Exercise instructions: Write out each line that follows exactly as it stands, without the pictures.

Rows from a dataset of pages and code:
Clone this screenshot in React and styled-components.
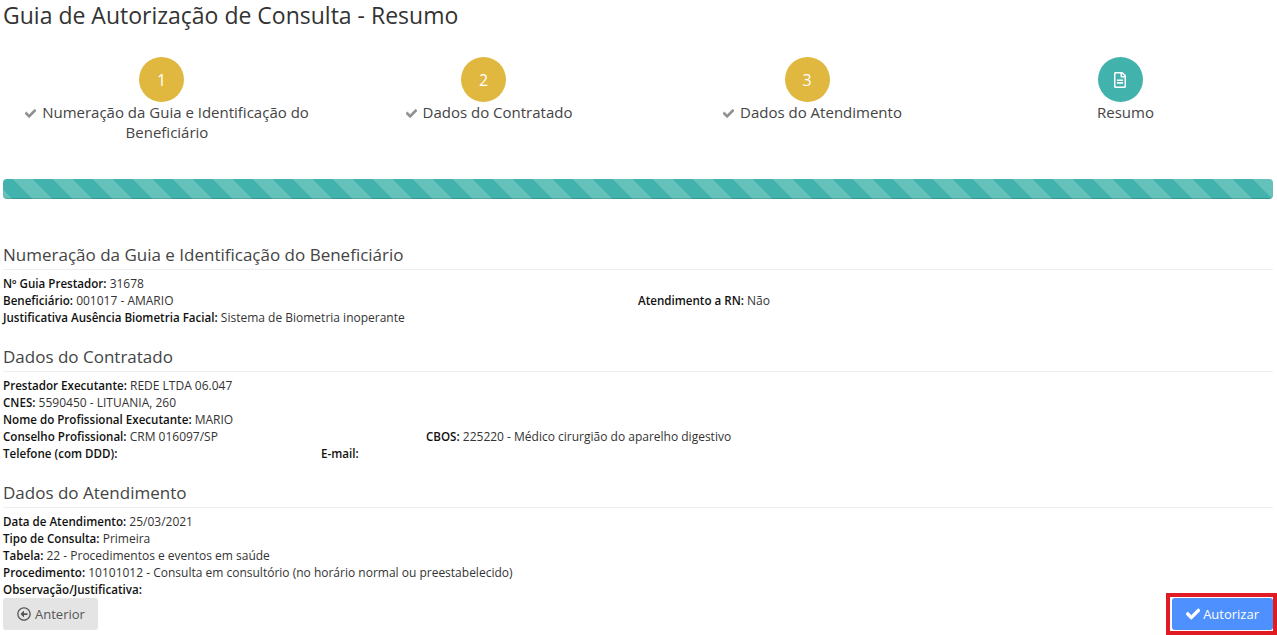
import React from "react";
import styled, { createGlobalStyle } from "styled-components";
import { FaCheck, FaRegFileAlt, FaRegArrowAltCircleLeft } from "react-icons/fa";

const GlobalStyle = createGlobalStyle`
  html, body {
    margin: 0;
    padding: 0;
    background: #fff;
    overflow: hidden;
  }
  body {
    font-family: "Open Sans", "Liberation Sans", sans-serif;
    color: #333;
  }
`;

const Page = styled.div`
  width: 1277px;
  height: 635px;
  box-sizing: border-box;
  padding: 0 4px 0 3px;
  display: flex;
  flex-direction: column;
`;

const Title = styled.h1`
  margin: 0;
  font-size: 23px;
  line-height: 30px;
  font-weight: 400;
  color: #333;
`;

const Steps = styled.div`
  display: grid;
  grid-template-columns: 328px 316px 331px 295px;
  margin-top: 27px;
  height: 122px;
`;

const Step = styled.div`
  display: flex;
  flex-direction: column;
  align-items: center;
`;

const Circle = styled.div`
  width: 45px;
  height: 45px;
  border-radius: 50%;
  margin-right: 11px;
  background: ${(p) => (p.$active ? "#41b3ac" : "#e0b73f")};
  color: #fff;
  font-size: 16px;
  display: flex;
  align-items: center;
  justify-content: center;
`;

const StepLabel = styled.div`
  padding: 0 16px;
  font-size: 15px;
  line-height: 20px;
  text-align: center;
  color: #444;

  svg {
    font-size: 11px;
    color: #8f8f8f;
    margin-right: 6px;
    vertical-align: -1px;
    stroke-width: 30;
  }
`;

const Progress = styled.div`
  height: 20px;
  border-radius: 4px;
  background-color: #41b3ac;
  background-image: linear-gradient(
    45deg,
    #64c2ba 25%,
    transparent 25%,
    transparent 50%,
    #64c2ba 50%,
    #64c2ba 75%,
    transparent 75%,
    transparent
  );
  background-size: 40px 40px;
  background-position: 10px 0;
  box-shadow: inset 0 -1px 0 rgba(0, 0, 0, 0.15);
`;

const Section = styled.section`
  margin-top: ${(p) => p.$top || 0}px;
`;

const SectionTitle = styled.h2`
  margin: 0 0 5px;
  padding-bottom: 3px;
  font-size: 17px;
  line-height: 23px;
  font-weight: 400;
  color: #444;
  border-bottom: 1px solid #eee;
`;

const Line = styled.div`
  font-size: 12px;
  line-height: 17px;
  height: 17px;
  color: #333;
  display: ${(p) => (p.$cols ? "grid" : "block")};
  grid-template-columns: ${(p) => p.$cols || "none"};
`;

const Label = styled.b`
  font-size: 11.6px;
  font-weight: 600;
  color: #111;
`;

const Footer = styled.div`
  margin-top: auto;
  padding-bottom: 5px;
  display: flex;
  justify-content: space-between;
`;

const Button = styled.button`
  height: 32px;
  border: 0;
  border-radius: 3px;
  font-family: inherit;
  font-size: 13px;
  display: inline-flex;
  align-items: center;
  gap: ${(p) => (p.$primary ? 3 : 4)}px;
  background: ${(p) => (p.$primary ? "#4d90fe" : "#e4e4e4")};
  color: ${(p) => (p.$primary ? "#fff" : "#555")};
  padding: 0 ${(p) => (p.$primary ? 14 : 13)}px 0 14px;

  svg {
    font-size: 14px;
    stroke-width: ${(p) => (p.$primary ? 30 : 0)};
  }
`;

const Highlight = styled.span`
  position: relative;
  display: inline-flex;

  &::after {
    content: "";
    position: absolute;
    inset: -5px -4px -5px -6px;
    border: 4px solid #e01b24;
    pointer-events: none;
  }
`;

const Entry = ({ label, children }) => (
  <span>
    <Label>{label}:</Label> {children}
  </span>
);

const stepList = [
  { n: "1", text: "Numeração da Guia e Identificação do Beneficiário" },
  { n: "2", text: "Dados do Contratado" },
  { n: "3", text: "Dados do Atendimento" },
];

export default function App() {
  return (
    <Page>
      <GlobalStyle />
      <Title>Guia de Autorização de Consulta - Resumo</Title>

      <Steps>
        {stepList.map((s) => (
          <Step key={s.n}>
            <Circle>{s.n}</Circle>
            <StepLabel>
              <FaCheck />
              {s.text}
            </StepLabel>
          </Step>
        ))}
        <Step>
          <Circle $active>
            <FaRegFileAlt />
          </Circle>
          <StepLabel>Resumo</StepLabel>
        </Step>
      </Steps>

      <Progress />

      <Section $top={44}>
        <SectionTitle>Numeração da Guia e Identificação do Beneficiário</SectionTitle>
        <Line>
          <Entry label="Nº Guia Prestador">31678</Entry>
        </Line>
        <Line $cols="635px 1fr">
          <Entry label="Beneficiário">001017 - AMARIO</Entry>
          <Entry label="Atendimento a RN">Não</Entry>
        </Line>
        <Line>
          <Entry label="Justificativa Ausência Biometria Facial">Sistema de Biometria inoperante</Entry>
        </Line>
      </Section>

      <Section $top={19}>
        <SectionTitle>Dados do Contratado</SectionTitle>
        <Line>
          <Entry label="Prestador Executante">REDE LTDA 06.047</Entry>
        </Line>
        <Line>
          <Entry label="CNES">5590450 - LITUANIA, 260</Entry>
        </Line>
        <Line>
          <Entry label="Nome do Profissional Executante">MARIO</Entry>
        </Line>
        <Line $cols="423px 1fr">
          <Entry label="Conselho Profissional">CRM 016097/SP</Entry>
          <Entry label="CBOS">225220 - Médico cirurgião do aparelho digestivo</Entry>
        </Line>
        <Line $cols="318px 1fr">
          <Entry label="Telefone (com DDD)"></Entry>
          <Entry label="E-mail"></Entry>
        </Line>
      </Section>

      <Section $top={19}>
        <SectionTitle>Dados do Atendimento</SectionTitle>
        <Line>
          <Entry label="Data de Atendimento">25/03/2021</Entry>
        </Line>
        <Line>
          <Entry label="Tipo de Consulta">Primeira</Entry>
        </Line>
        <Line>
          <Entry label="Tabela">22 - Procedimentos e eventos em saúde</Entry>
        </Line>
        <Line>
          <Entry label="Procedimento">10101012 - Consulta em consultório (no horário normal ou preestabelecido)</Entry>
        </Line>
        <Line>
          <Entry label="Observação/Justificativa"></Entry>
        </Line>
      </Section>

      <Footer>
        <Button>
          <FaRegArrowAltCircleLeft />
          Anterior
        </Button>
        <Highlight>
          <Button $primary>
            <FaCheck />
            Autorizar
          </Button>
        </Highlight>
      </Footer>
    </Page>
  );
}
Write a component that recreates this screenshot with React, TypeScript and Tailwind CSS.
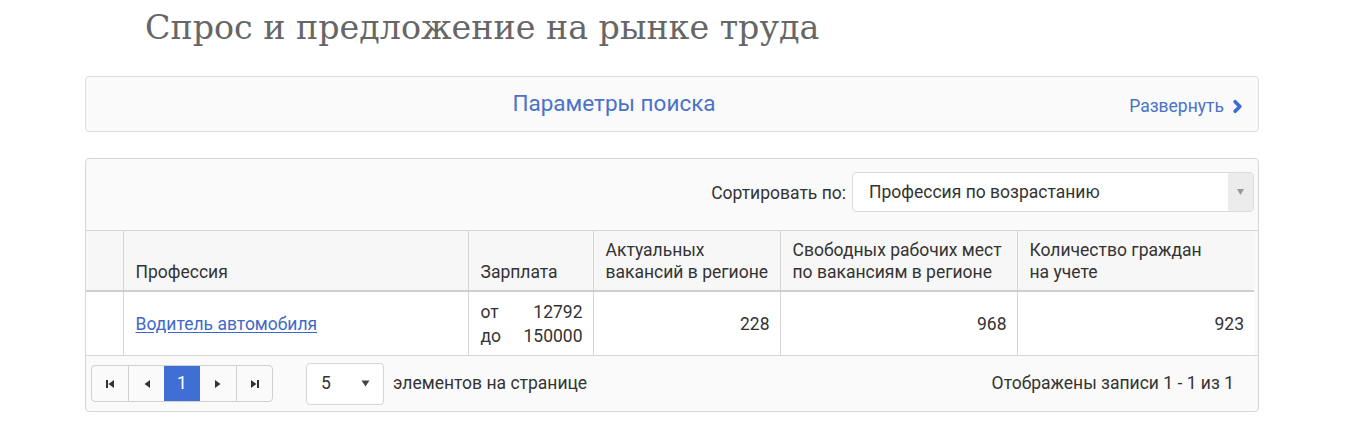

Result for this exercise:
Clone this screenshot in React and styled-components.
import React from "react";
import styled, { createGlobalStyle } from "styled-components";
import { FaCheck, FaRegFileAlt, FaRegArrowAltCircleLeft } from "react-icons/fa";

const GlobalStyle = createGlobalStyle`
  html, body {
    margin: 0;
    padding: 0;
    background: #fff;
    overflow: hidden;
  }
  body {
    font-family: "Open Sans", "Liberation Sans", sans-serif;
    color: #333;
  }
`;

const Page = styled.div`
  width: 1277px;
  height: 635px;
  box-sizing: border-box;
  padding: 0 4px 0 3px;
  display: flex;
  flex-direction: column;
`;

const Title = styled.h1`
  margin: 0;
  font-size: 23px;
  line-height: 30px;
  font-weight: 400;
  color: #333;
`;

const Steps = styled.div`
  display: grid;
  grid-template-columns: 328px 316px 331px 295px;
  margin-top: 27px;
  height: 122px;
`;

const Step = styled.div`
  display: flex;
  flex-direction: column;
  align-items: center;
`;

const Circle = styled.div`
  width: 45px;
  height: 45px;
  border-radius: 50%;
  margin-right: 11px;
  background: ${(p) => (p.$active ? "#41b3ac" : "#e0b73f")};
  color: #fff;
  font-size: 16px;
  display: flex;
  align-items: center;
  justify-content: center;
`;

const StepLabel = styled.div`
  padding: 0 16px;
  font-size: 15px;
  line-height: 20px;
  text-align: center;
  color: #444;

  svg {
    font-size: 11px;
    color: #8f8f8f;
    margin-right: 6px;
    vertical-align: -1px;
    stroke-width: 30;
  }
`;

const Progress = styled.div`
  height: 20px;
  border-radius: 4px;
  background-color: #41b3ac;
  background-image: linear-gradient(
    45deg,
    #64c2ba 25%,
    transparent 25%,
    transparent 50%,
    #64c2ba 50%,
    #64c2ba 75%,
    transparent 75%,
    transparent
  );
  background-size: 40px 40px;
  background-position: 10px 0;
  box-shadow: inset 0 -1px 0 rgba(0, 0, 0, 0.15);
`;

const Section = styled.section`
  margin-top: ${(p) => p.$top || 0}px;
`;

const SectionTitle = styled.h2`
  margin: 0 0 5px;
  padding-bottom: 3px;
  font-size: 17px;
  line-height: 23px;
  font-weight: 400;
  color: #444;
  border-bottom: 1px solid #eee;
`;

const Line = styled.div`
  font-size: 12px;
  line-height: 17px;
  height: 17px;
  color: #333;
  display: ${(p) => (p.$cols ? "grid" : "block")};
  grid-template-columns: ${(p) => p.$cols || "none"};
`;

const Label = styled.b`
  font-size: 11.6px;
  font-weight: 600;
  color: #111;
`;

const Footer = styled.div`
  margin-top: auto;
  padding-bottom: 5px;
  display: flex;
  justify-content: space-between;
`;

const Button = styled.button`
  height: 32px;
  border: 0;
  border-radius: 3px;
  font-family: inherit;
  font-size: 13px;
  display: inline-flex;
  align-items: center;
  gap: ${(p) => (p.$primary ? 3 : 4)}px;
  background: ${(p) => (p.$primary ? "#4d90fe" : "#e4e4e4")};
  color: ${(p) => (p.$primary ? "#fff" : "#555")};
  padding: 0 ${(p) => (p.$primary ? 14 : 13)}px 0 14px;

  svg {
    font-size: 14px;
    stroke-width: ${(p) => (p.$primary ? 30 : 0)};
  }
`;

const Highlight = styled.span`
  position: relative;
  display: inline-flex;

  &::after {
    content: "";
    position: absolute;
    inset: -5px -4px -5px -6px;
    border: 4px solid #e01b24;
    pointer-events: none;
  }
`;

const Entry = ({ label, children }) => (
  <span>
    <Label>{label}:</Label> {children}
  </span>
);

const stepList = [
  { n: "1", text: "Numeração da Guia e Identificação do Beneficiário" },
  { n: "2", text: "Dados do Contratado" },
  { n: "3", text: "Dados do Atendimento" },
];

export default function App() {
  return (
    <Page>
      <GlobalStyle />
      <Title>Guia de Autorização de Consulta - Resumo</Title>

      <Steps>
        {stepList.map((s) => (
          <Step key={s.n}>
            <Circle>{s.n}</Circle>
            <StepLabel>
              <FaCheck />
              {s.text}
            </StepLabel>
          </Step>
        ))}
        <Step>
          <Circle $active>
            <FaRegFileAlt />
          </Circle>
          <StepLabel>Resumo</StepLabel>
        </Step>
      </Steps>

      <Progress />

      <Section $top={44}>
        <SectionTitle>Numeração da Guia e Identificação do Beneficiário</SectionTitle>
        <Line>
          <Entry label="Nº Guia Prestador">31678</Entry>
        </Line>
        <Line $cols="635px 1fr">
          <Entry label="Beneficiário">001017 - AMARIO</Entry>
          <Entry label="Atendimento a RN">Não</Entry>
        </Line>
        <Line>
          <Entry label="Justificativa Ausência Biometria Facial">Sistema de Biometria inoperante</Entry>
        </Line>
      </Section>

      <Section $top={19}>
        <SectionTitle>Dados do Contratado</SectionTitle>
        <Line>
          <Entry label="Prestador Executante">REDE LTDA 06.047</Entry>
        </Line>
        <Line>
          <Entry label="CNES">5590450 - LITUANIA, 260</Entry>
        </Line>
        <Line>
          <Entry label="Nome do Profissional Executante">MARIO</Entry>
        </Line>
        <Line $cols="423px 1fr">
          <Entry label="Conselho Profissional">CRM 016097/SP</Entry>
          <Entry label="CBOS">225220 - Médico cirurgião do aparelho digestivo</Entry>
        </Line>
        <Line $cols="318px 1fr">
          <Entry label="Telefone (com DDD)"></Entry>
          <Entry label="E-mail"></Entry>
        </Line>
      </Section>

      <Section $top={19}>
        <SectionTitle>Dados do Atendimento</SectionTitle>
        <Line>
          <Entry label="Data de Atendimento">25/03/2021</Entry>
        </Line>
        <Line>
          <Entry label="Tipo de Consulta">Primeira</Entry>
        </Line>
        <Line>
          <Entry label="Tabela">22 - Procedimentos e eventos em saúde</Entry>
        </Line>
        <Line>
          <Entry label="Procedimento">10101012 - Consulta em consultório (no horário normal ou preestabelecido)</Entry>
        </Line>
        <Line>
          <Entry label="Observação/Justificativa"></Entry>
        </Line>
      </Section>

      <Footer>
        <Button>
          <FaRegArrowAltCircleLeft />
          Anterior
        </Button>
        <Highlight>
          <Button $primary>
            <FaCheck />
            Autorizar
          </Button>
        </Highlight>
      </Footer>
    </Page>
  );
}
Write a component that recreates this screenshot with React, TypeScript and Tailwind CSS.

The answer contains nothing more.